Why Tel Aviv is a city you must visit in your lifetime
Architectural Digest, Conde Nast and other major pubs can't stop raving about the Mediterranean seaside metropolis.
So why isn't it on yours?
The view of the beach in Tel Aviv. (Photo: Julia Friedman)
This sizzling coastal Mediterranean metropolis is one of those locales that seems to have it all – with an exotic cherry on top. And it's not just tourists and proud citizens who are taking notice. Major publications like Architectural Digest and Conde Nast have been singing the city's praises of late, with the former calling Tel Aviv "a constant balance of old and new" and admiring its "year-round sunshine, cyclists, windsurfers and volleyball players."
Indeed, it's not just sun-seeking tourists who find pleasure along the shores of this city. As it came into its own in the early part of the 20th century, Tel Aviv worked hard to lure a variety of designers, eventually becoming a prime spot for the 1930s-era Bauhaus design movement. It's now home to the largest collection of Bauhaus buildings in the world.
The bright light color schemes of the buildings were chosen not only for their minimalism, but also to reflect heat due to the warm climate. Some of the buildings are even raised on pillars that allow the wind to blow under and cool the apartments. In Israel, the Bauhaus style means flat roofs rather than the slanted ones found in Europe in order to provide a common area where residents can socialize and enjoy the cool, evening climate. Not only is it efficient and practical, but the Bauhaus style is also incredibly eye-catching.
And those buildings aren't just something to gawk at on the way to the beach. The city has taken the city's geometric beauty a step further with the Tel Aviv Museum of Art, a shrine to the unique contemporary design structures that line its streets.
But, wait ... we haven't even mentioned the food yet! Lest you thought Tel Aviv was nothing more than a feast for the eyes, in 2015 it was named by Conde Nast Traveler as the best city in the world to be a vegetarian. The magazine praised the town's abundance of "vegetable-centric restaurants" and wide availability of vegan- and vegetarian-friendly menus at even the most carnivorous of dining establishments.

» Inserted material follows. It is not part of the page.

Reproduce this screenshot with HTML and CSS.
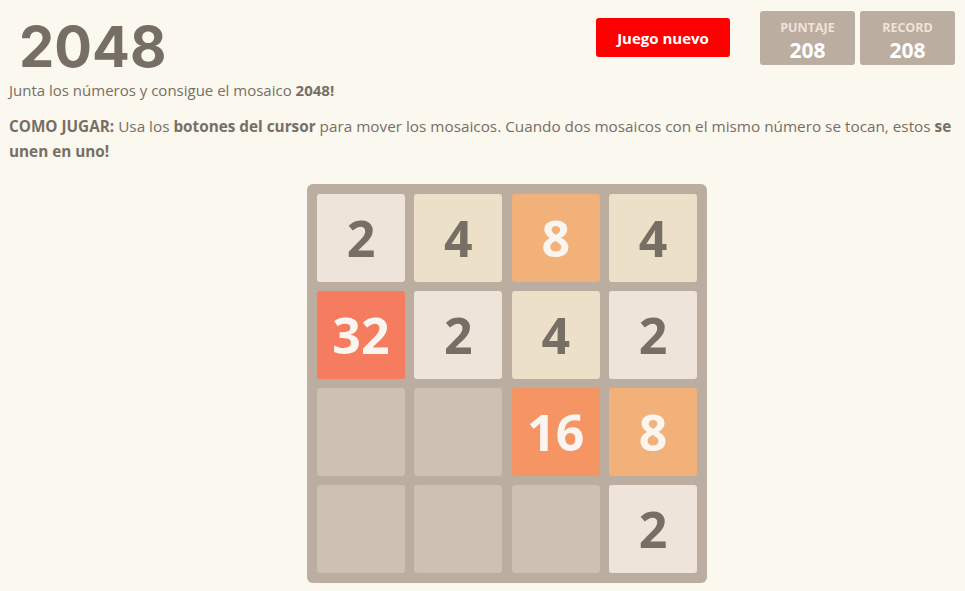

Vegan pizza topped with veggies including cauliflower and eggplant, served at Gusto in Tel Aviv. (Photo: Or Hiltch / Flickr)
"It’s easy to see why the under-30 majority, with their modern, Western ideas of eating well, are attracted to vegetarian and vegan fare – whether for idealistic or economic reasons," said Miriam Kresh, a food blogger and frequent contributor to our Israeli Kitchen channel. "Young chefs returning from travels abroad are also influencing the way Israelis see food, with more and more emphasis on vegetarian options. It really is a big celebration of our gorgeous fruits, vegetables, cheeses and grains."
If that doesn't tick off all your travel boxes in one fell swoop, what will?